## DATA SHOWN
------------------------------------------------

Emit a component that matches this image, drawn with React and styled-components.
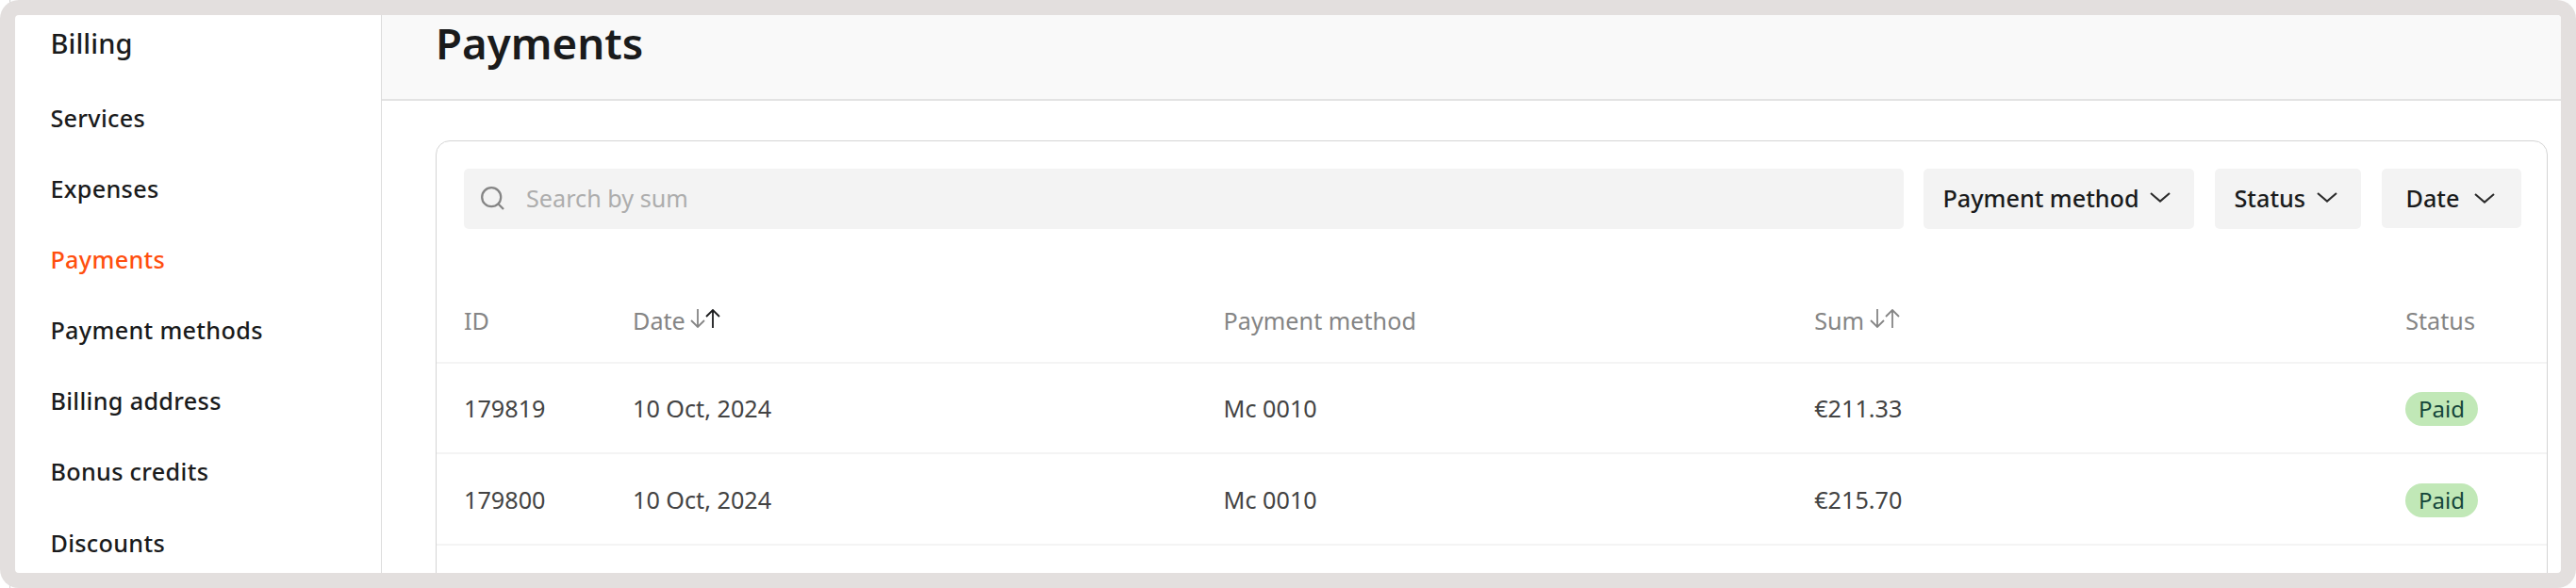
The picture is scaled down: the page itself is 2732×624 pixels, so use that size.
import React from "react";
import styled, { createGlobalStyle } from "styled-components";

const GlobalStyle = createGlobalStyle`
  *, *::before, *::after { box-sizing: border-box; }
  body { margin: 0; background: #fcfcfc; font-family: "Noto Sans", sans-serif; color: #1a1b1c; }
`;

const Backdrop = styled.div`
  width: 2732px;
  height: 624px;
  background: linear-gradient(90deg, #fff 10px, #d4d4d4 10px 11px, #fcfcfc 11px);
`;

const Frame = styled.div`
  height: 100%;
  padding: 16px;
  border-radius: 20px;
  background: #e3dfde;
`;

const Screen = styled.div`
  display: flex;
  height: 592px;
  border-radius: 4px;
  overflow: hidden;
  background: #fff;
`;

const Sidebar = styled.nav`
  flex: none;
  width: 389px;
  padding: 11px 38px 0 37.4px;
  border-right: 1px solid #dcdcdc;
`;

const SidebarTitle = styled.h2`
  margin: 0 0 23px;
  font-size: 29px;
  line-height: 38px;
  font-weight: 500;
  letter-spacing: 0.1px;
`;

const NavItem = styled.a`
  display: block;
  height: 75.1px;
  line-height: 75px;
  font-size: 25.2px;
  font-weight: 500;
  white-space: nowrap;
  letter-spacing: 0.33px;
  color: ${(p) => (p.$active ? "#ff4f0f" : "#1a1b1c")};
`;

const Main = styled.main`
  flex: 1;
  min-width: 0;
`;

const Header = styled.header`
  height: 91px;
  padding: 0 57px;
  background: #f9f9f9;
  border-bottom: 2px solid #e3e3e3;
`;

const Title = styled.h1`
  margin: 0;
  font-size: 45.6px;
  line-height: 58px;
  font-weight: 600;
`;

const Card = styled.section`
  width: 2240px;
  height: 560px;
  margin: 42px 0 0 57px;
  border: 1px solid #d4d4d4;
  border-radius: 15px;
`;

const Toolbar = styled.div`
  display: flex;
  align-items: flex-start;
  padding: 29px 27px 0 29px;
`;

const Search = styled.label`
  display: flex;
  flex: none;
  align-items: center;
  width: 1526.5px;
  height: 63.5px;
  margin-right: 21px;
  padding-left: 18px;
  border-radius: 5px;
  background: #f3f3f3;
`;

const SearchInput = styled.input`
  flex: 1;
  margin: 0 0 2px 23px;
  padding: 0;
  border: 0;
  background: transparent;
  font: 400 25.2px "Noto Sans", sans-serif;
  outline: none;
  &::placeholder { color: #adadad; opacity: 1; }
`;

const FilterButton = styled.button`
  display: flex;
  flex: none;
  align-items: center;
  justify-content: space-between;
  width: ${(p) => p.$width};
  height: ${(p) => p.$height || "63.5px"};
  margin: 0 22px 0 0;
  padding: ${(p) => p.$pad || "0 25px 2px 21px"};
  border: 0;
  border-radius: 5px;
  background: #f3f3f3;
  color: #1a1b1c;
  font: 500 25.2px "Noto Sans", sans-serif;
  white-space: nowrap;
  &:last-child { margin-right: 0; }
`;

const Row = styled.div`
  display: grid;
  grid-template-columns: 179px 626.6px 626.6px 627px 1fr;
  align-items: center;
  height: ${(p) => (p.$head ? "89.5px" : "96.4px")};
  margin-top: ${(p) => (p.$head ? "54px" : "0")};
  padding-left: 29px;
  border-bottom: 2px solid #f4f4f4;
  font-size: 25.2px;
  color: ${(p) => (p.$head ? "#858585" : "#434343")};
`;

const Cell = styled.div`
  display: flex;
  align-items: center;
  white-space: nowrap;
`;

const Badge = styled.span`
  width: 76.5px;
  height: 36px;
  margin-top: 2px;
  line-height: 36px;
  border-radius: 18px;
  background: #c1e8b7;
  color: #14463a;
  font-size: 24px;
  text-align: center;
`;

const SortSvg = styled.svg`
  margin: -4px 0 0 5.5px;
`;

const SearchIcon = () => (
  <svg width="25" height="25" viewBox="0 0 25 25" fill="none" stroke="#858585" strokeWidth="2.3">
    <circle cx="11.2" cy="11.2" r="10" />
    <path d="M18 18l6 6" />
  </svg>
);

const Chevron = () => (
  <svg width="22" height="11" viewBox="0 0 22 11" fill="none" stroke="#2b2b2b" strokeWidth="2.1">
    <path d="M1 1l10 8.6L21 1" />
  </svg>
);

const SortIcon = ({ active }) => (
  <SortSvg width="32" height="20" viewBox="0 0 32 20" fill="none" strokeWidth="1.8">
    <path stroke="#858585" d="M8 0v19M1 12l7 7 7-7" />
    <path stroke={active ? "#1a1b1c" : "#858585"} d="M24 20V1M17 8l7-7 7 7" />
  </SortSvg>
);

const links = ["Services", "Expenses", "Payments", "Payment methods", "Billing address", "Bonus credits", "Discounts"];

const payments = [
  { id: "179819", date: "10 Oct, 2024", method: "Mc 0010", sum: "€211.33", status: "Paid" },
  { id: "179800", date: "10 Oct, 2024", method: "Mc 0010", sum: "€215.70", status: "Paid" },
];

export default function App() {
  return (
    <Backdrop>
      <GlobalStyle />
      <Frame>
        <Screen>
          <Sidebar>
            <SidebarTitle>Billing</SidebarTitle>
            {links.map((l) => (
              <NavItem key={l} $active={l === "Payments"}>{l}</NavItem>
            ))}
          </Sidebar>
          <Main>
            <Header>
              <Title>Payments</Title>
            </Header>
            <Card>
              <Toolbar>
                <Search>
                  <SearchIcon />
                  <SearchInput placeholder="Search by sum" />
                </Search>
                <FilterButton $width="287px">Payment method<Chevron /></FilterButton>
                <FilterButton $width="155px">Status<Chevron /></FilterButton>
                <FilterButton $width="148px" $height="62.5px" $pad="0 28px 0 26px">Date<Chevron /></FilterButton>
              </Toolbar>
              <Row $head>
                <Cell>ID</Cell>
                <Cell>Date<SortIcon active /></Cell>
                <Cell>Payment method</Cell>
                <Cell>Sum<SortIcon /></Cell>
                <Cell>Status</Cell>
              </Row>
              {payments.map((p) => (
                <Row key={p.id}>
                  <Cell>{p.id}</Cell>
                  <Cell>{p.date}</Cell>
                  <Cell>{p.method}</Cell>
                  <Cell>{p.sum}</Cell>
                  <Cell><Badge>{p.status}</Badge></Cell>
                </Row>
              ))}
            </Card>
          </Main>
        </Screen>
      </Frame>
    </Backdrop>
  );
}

------------------------------------------------

## WHAT YOU WILL DO
Copy out all lines from the material above that contain the string "components".

## THE SOLUTION
Emit a component that matches this image, drawn with React and styled-components.
import styled, { createGlobalStyle } from "styled-components";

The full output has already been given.